Mile-long parades of lights that pass out holiday cheer as they wind along city streets are a glorious sight. But consider some of the glowing grassroots goings-on that spread the spirit of the season around our state:

An enormous Christmas tree planted in a key Grand Lake intersection. Boat rides with Santa down a lighted stretch of the Arkansas River in Pueblo. Some 200,000 twinkling lights glittering in the courtyard of the Hotel Colorado in Glenwood Springs. Huge decorations glowing atop long-abandoned gold mines in Victor and Cripple Creek.

This is but a sampling, but it seems like Colorado’s small-town celebrations give the bright lights of the big city a run for their money. – Dana Coffield

Gold Camp Christmas

Where: Victor and Cripple Creek

Every December since 1998, huge lighted decorations have twinkled from the top of abandoned gold-mine structures that dot the hills of southern Teller County.

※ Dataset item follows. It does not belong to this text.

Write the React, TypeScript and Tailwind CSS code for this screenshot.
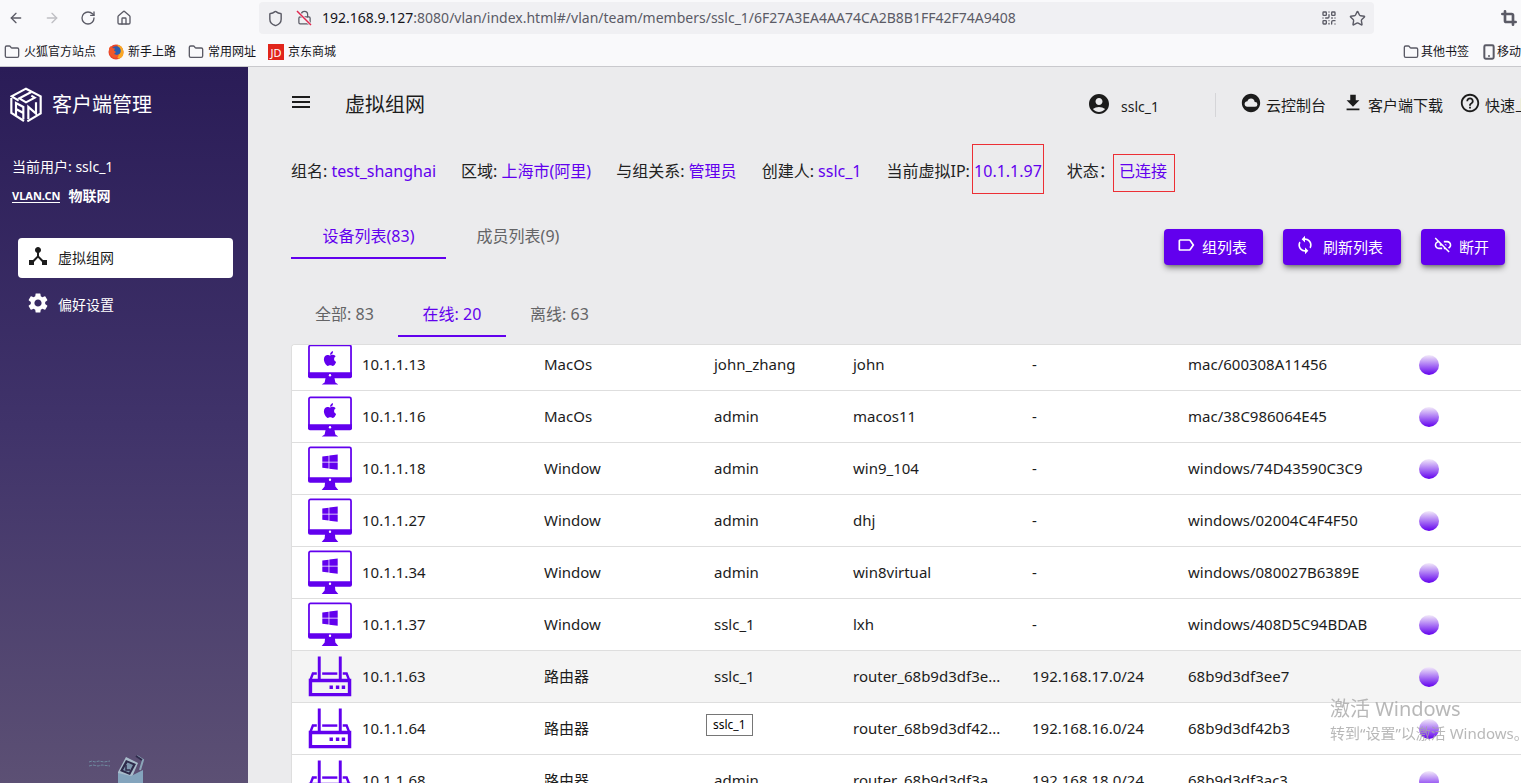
import React from 'react';
import { ArrowLeft, ArrowRight, RotateCw, House, Shield, Lock, Folder, Star, QrCode, Smartphone, Crop } from 'lucide-react';
import { MdMenu, MdAccountCircle, MdCloudCircle, MdGetApp, MdHelpOutline, MdDeviceHub, MdSettings, MdLabelOutline, MdSync, MdLinkOff } from 'react-icons/md';
import { FaApple, FaWindows } from 'react-icons/fa';

type DeviceKind = 'mac' | 'windows' | 'router';

interface Device {
  kind: DeviceKind;
  ip: string;
  owner: string;
  name: string;
  subnet: string;
  hardware: string;
}

const devices: Device[] = [
  { kind: 'mac', ip: '10.1.1.13', owner: 'john_zhang', name: 'john', subnet: '-', hardware: 'mac/600308A11456' },
  { kind: 'mac', ip: '10.1.1.16', owner: 'admin', name: 'macos11', subnet: '-', hardware: 'mac/38C986064E45' },
  { kind: 'windows', ip: '10.1.1.18', owner: 'admin', name: 'win9_104', subnet: '-', hardware: 'windows/74D43590C3C9' },
  { kind: 'windows', ip: '10.1.1.27', owner: 'admin', name: 'dhj', subnet: '-', hardware: 'windows/02004C4F4F50' },
  { kind: 'windows', ip: '10.1.1.34', owner: 'admin', name: 'win8virtual', subnet: '-', hardware: 'windows/080027B6389E' },
  { kind: 'windows', ip: '10.1.1.37', owner: 'sslc_1', name: 'lxh', subnet: '-', hardware: 'windows/408D5C94BDAB' },
  { kind: 'router', ip: '10.1.1.63', owner: 'sslc_1', name: 'router_68b9d3df3e...', subnet: '192.168.17.0/24', hardware: '68b9d3df3ee7' },
  { kind: 'router', ip: '10.1.1.64', owner: 'sslc_1', name: 'router_68b9d3df42...', subnet: '192.168.16.0/24', hardware: '68b9d3df42b3' },
  { kind: 'router', ip: '10.1.1.68', owner: 'admin', name: 'router_68b9d3df3a...', subnet: '192.168.18.0/24', hardware: '68b9d3df3ac3' },
];

const kindLabel: Record<DeviceKind, string> = { mac: 'MacOs', windows: 'Window', router: '路由器' };

const HOVERED_IP = '10.1.1.63';

const DeviceIcon: React.FC<{ kind: DeviceKind }> = ({ kind }) => {
  if (kind === 'router') {
    return (
      <svg width="44" height="42" viewBox="0 0 45 42" fill="none" stroke="#6200ee" className="shrink-0">
        <path d="M11.5 0V24M33 0V24" strokeWidth="3" />
        <path d="M14.5 17.5H30" strokeWidth="2.5" />
        <path d="M2.5 24L5 17.5H9M42 24L39.5 17.5H35.5" strokeWidth="2.5" />
        <path d="M2.5 24.5H42.5V39H2.500Z" strokeWidth="3.5" />
        <path d="M22 31.5H25.5M28.500 31.5H32M34.500 31.5H38" strokeWidth="3.5" />
      </svg>
    );
  }
  const tall = kind === 'windows';
  return (
    <svg width="44" height={tall ? 45 : 41} viewBox={tall ? '0 0 45 45' : '0 0 45 41'} fill="#6200ee" color="#6200ee" className="shrink-0">
      <rect x="1" y="1" width="43" height={tall ? 34 : 32} rx="1.5" fill="none" stroke="#6200ee" strokeWidth="1.8" />
      {tall ? (
        <>
          <path d="M0 31.500H45V35a2 2 0 0 1-2 2H2a2 2 0 0 1-2-2Z" />
          <path d="M17.5 36H27.500L28 41L31 44.500H14L17 41Z" />
          <circle cx="22.500" cy="34" r="1.200" fill="#fff" />
          <FaWindows x="13.500" y="7" size={18} />
        </>
      ) : (
        <>
          <path d="M0 28.500H45V32.500a2 2 0 0 1-2 2H2a2 2 0 0 1-2-2Z" />
          <path d="M18 34H27L28 39L31 41H14L17 39Z" />
          <circle cx="22.500" cy="31.500" r="1.200" fill="#fff" />
          <FaApple x="14" y="6" size={17} />
        </>
      )}
    </svg>
  );
};

const BrandLogo = () => (
  <svg width="32" height="36" viewBox="32 58 96 108" fill="none" stroke="#fff" strokeWidth="6.500">
    <path d="M36 91V136L74 160M84 161L124 137V86L80 63L37 86L58 99" />
    <path d="M96 73L60 92L80 104L106 90L96 84" />
    <path d="M50 143V106L72 118V155M50 124L72 136" />
    <path d="M87 155V118L110 138V104" />
  </svg>
);

const FirefoxLogo = () => (
  <svg width="16" height="16" viewBox="0 0 16 16">
    <circle cx="8" cy="8" r="7.500" fill="#e8452c" />
    <path d="M9 .6a7.500 7.500 0 0 1 2 14.300L8 12l4-3-1-5Z" fill="#f9a825" />
    <circle cx="8.200" cy="6.800" r="4.600" fill="#2b5fb0" />
    <path d="M1 4l2-2 1 2 3 .5-1 2 2 1.500-2 2 3 1 2-1-1 3-4 1-4-3Z" fill="#f2582b" />
  </svg>
);

const Robot = () => (
  <svg width="58" height="28" viewBox="0 0 58 28" className="ml-[88px]" aria-hidden="true">
    <path d="M1 7l3-1 3 1 4-1 5 1 6-1M1 11l4-1 5 1 4-1 8 1" stroke="#6f8aa0" strokeDasharray="3 1" fill="none" />
    <path d="M30 17L38 2L50 8L44 22L30 28Z" fill="#a9bccb" />
    <path d="M32 16L38 5L48 9L42 20Z" fill="#2e2a4a" />
    <path d="M35 15L39.500 7.500L45 10L41 17.500Z" fill="#7f96ae" />
    <path d="M38 10V15H42" stroke="#2e2a4a" strokeWidth="1.500" fill="none" />
    <path d="M30 18L43 21L55 15V28H30Z" fill="#84a4bd" />
    <path d="M49 1L55 5L52 15" stroke="#8ba5b8" strokeWidth="2" fill="none" />
    <path d="M48 1L54 5" stroke="#2e2a4a" strokeWidth="2" />
  </svg>
);

const BrowserBar = () => (
  <div className="shrink-0 border-b border-[#c9c9cd] bg-[#f9f9fb] text-xs text-[#15141a]">
    <div className="flex h-9 items-center text-[#5b5b66]">
      <div className="flex w-[259px] shrink-0 items-center gap-5 pl-2">
        <button aria-label="后退"><ArrowLeft size={16} strokeWidth={2} /></button>
        <button aria-label="前进" className="text-[#bfbfc4]"><ArrowRight size={16} strokeWidth={2} /></button>
        <button aria-label="刷新"><RotateCw size={16} strokeWidth={2} /></button>
        <button aria-label="主页"><House size={16} strokeWidth={2} /></button>
      </div>
      <div className="flex h-8 min-w-0 flex-1 items-center rounded bg-[#f0f0f3] pl-2 pr-2">
        <Shield size={17} strokeWidth={2} className="shrink-0" />
        <svg width="16" height="18" viewBox="0 0 16 18" className="ml-3 shrink-0" fill="none">
          <Lock x="1" y="1" size={15} strokeWidth={2} />
          <path d="M1 2L15 16" stroke="#f0f0f3" strokeWidth="3" />
          <path d="M1 2L15 16" stroke="#e22850" strokeWidth="1.500" />
        </svg>
        <div role="textbox" aria-label="地址" className="ml-2.5 flex-1 truncate text-sm">
          <span className="text-[#15141a]">192.168.9.127</span>:8080/vlan/index.html#/vlan/team/members/sslc_1/6F27A3EA4AA74CA2B8B1FF42F74A9408
        </div>
        <button aria-label="二维码"><QrCode size={16} strokeWidth={2} /></button>
        <button aria-label="收藏" className="ml-3"><Star size={17} strokeWidth={2} /></button>
      </div>
      <div className="flex w-[147px] shrink-0 justify-end pr-1">
        <button aria-label="截图"><Crop size={16} strokeWidth={4} /></button>
      </div>
    </div>
    <div className="flex h-[30px] items-center gap-3 overflow-hidden whitespace-nowrap pl-1 pt-0.5">
      <a href="#" className="flex items-center gap-1"><Folder size={16} strokeWidth={2} className="text-[#5b5b66]" />火狐官方站点</a>
      <a href="#" className="flex items-center gap-1"><FirefoxLogo />新手上路</a>
      <a href="#" className="flex items-center gap-1"><Folder size={16} strokeWidth={2} className="text-[#5b5b66]" />常用网址</a>
      <a href="#" className="flex items-center gap-1">
        <span className="flex size-4 items-center justify-center bg-[#e1251b] text-[11px] leading-none text-white">JD</span>京东商城
      </a>
      <a href="#" className="ml-auto flex items-center gap-0.5"><Folder size={16} strokeWidth={2} className="text-[#5b5b66]" />其他书签</a>
      <a href="#" className="flex w-10 items-center"><Smartphone size={16} strokeWidth={3} className="shrink-0 text-[#5b5b66]" />移动设备上的书签</a>
    </div>
  </div>
);

const Sidebar = () => (
  <aside className="flex w-[248px] shrink-0 flex-col bg-linear-to-b/srgb from-[#2a1c57] via-[#40336a] to-[#5c5074] text-sm text-white">
    <div className="flex h-[76px] items-center gap-2.5 pl-2.5">
      <BrandLogo />
      <h1 className="text-xl">客户端管理</h1>
    </div>
    <div className="mt-3.5 pl-3 leading-5">当前用户: sslc_1</div>
    <div className="mt-[9px] flex items-center gap-2 pl-3 font-bold leading-5">
      <a href="#" className="border-b border-white text-[11px] leading-3">VLAN.CN</a>
      物联网
    </div>
    <nav className="mt-8 flex flex-col gap-[7px] pl-[18px] pr-[15px]">
      <a href="#" className="flex h-10 items-center gap-2 rounded bg-white pl-2 text-[#1c1c1c]">
        <MdDeviceHub size={24} className="mb-1" />虚拟组网
      </a>
      <a href="#" className="flex h-10 items-center gap-2 rounded pl-2">
        <MdSettings size={24} className="mb-1" />偏好设置
      </a>
    </nav>
    <div className="mt-auto"><Robot /></div>
  </aside>
);

const Field: React.FC<{ label: string; children: React.ReactNode }> = ({ label, children }) => (
  <div className="text-[#222]">
    {label} <span className="relative text-[#6200ee]">{children}</span>
  </div>
);

export default function App() {
  return (
    <div className="flex h-screen flex-col overflow-hidden bg-[#ebebed] font-['Noto_Sans','Noto_Sans_CJK_SC',sans-serif] text-[#1c1c1c]">
      <BrowserBar />
      <div className="flex min-h-0 flex-1">
        <Sidebar />
        <main className="flex min-w-0 flex-1 flex-col">
          {/* Top bar */}
          <header className="flex h-[76px] shrink-0 items-center whitespace-nowrap pl-[41px] text-[15px]">
            <button aria-label="菜单" className="mb-1.5"><MdMenu size={24} /></button>
            <h2 className="ml-8 text-xl">虚拟组网</h2>
            <div className="-mr-6 ml-auto flex items-center">
              <MdAccountCircle size={24} className="mb-0.5" />
              <span className="ml-2.5 mt-1 text-sm">sslc_1</span>
              <div className="ml-14 mr-6 h-6 w-px bg-[#d5d5d8]" />
              <div className="flex gap-4">
                <a href="#" className="flex items-center gap-1"><MdCloudCircle size={22} className="mb-1" />云控制台</a>
                <a href="#" className="flex items-center gap-1"><MdGetApp size={22} className="mb-1" />客户端下载</a>
                <a href="#" className="flex items-center gap-1"><MdHelpOutline size={22} className="mb-1" />快速上手</a>
              </div>
            </div>
          </header>

          {/* Group info */}
          <div className="flex h-14 shrink-0 items-center gap-[25px] whitespace-nowrap pl-[43px] leading-6">
            <Field label="组名:">test_shanghai</Field>
            <Field label="区域:">上海市(阿里)</Field>
            <Field label="与组关系:">管理员</Field>
            <Field label="创建人:">sslc_1</Field>
            <Field label="当前虚拟IP:">
              10.1.1.97
              <span className="absolute -bottom-3 -left-0.5 -right-0.5 -top-4 border border-[#ec2f35]" />
            </Field>
            <Field label="状态：">
              已连接
              <span className="absolute -bottom-2.5 -left-1.5 -right-2 -top-1.5 border border-[#ec2f35]" />
            </Field>
          </div>

          {/* List tabs and actions */}
          <div className="mt-3 flex shrink-0 items-start justify-between pl-[43px] pr-4 text-[15px]">
            <div role="tablist" className="flex h-12 text-base">
              <button role="tab" aria-selected="true" className="w-[155px] border-b-2 border-[#6200ee] pt-1 text-[#6200ee]">设备列表(83)</button>
              <button role="tab" aria-selected="false" className="w-36 border-b-2 border-transparent pt-1 text-[#646466]">成员列表(9)</button>
            </div>
            <div className="mt-[18px] flex gap-5 text-white">
              <button className="flex h-9 items-center gap-1.5 rounded bg-[#6200ee] pl-3 pr-4 shadow-md shadow-black/40"><MdLabelOutline size={20} className="mb-1" />组列表</button>
              <button className="flex h-9 items-center gap-2 rounded bg-[#6200ee] pl-3 pr-[18px] shadow-md shadow-black/40"><MdSync size={20} className="mb-1" />刷新列表</button>
              <button className="flex h-9 items-center gap-1.5 rounded bg-[#6200ee] pl-3 pr-4 shadow-md shadow-black/40"><MdLinkOff size={20} className="mb-1" />断开</button>
            </div>
          </div>

          {/* Status filter */}
          <div role="tablist" className="mt-6 flex h-12 shrink-0 pl-[43px] text-base text-[#646466]">
            <button role="tab" aria-selected="false" className="w-[107px] border-b-2 border-transparent pt-1">全部: 83</button>
            <button role="tab" aria-selected="true" className="w-[108px] border-b-2 border-[#6200ee] pt-1 text-[#6200ee]">在线: 20</button>
            <button role="tab" aria-selected="false" className="w-[107px] border-b-2 border-transparent pt-1">离线: 63</button>
          </div>

          {/* Device table, scrolled a little past its first row */}
          <div className="ml-[43px] mt-[7px] min-h-0 flex-1 overflow-hidden rounded-tl border-l border-t border-[#dedede] bg-white">
            <table className="-mt-1.5 w-full table-fixed border-separate border-spacing-0 whitespace-nowrap text-[15px]">
              <colgroup>
                <col className="w-[236px]" />
                <col className="w-[170px]" />
                <col className="w-[139px]" />
                <col className="w-[179px]" />
                <col className="w-[156px]" />
                <col className="w-[231px]" />
                <col />
              </colgroup>
              <tbody>
                {devices.map((d) => (
                  <tr key={d.ip} className={d.ip === HOVERED_IP ? 'bg-[#f4f4f4]' : 'bg-white'}>
                    <td className="h-13 border-b border-[#dedede] p-0 pl-4">
                      <div className="flex items-center gap-2.5"><DeviceIcon kind={d.kind} />{d.ip}</div>
                    </td>
                    <td className="border-b border-[#dedede] px-4 py-0">{kindLabel[d.kind]}</td>
                    <td className="relative border-b border-[#dedede] px-4 py-0">
                      {d.owner}
                      {d.ip === HOVERED_IP && (
                        <span role="tooltip" className="absolute left-2 top-[63px] z-10 border border-[#767676] bg-white px-1.5 text-xs leading-5 text-black">{d.owner}</span>
                      )}
                    </td>
                    <td className="border-b border-[#dedede] px-4 py-0">{d.name}</td>
                    <td className="border-b border-[#dedede] px-4 py-0">{d.subnet}</td>
                    <td className="border-b border-[#dedede] px-4 py-0">{d.hardware}</td>
                    <td className="border-b border-[#dedede] px-4 py-0">
                      <div className="size-5 rounded-full bg-linear-to-b/srgb from-[#f3ebfa] to-[#6200ee]" />
                    </td>
                  </tr>
                ))}
              </tbody>
            </table>
          </div>
        </main>
      </div>

      {/* Windows activation notice */}
      <div className="pointer-events-none fixed bottom-[38px] right-0 w-[191px] overflow-hidden whitespace-nowrap text-[#a6a6a6]/80">
        <div className="text-xl leading-6">激活 Windows</div>
        <div className="text-[15px] leading-6">转到“设置”以激活 Windows。</div>
      </div>
    </div>
  );
}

What started as a Cripple Creek marketing effort supported by Cripple Creek & Victor Gold Mining Co. has evolved into an all-volunteer project funded mostly by the mine. All summer long, men and women handy with paintbrushes and welding gear spiff up the giant homemade stars and snowflakes, candles and doves, fitting the shapes with new lights and preparing for a day in the fall when three mine employees shimmy up the hulking headframes to hang their friends’ work.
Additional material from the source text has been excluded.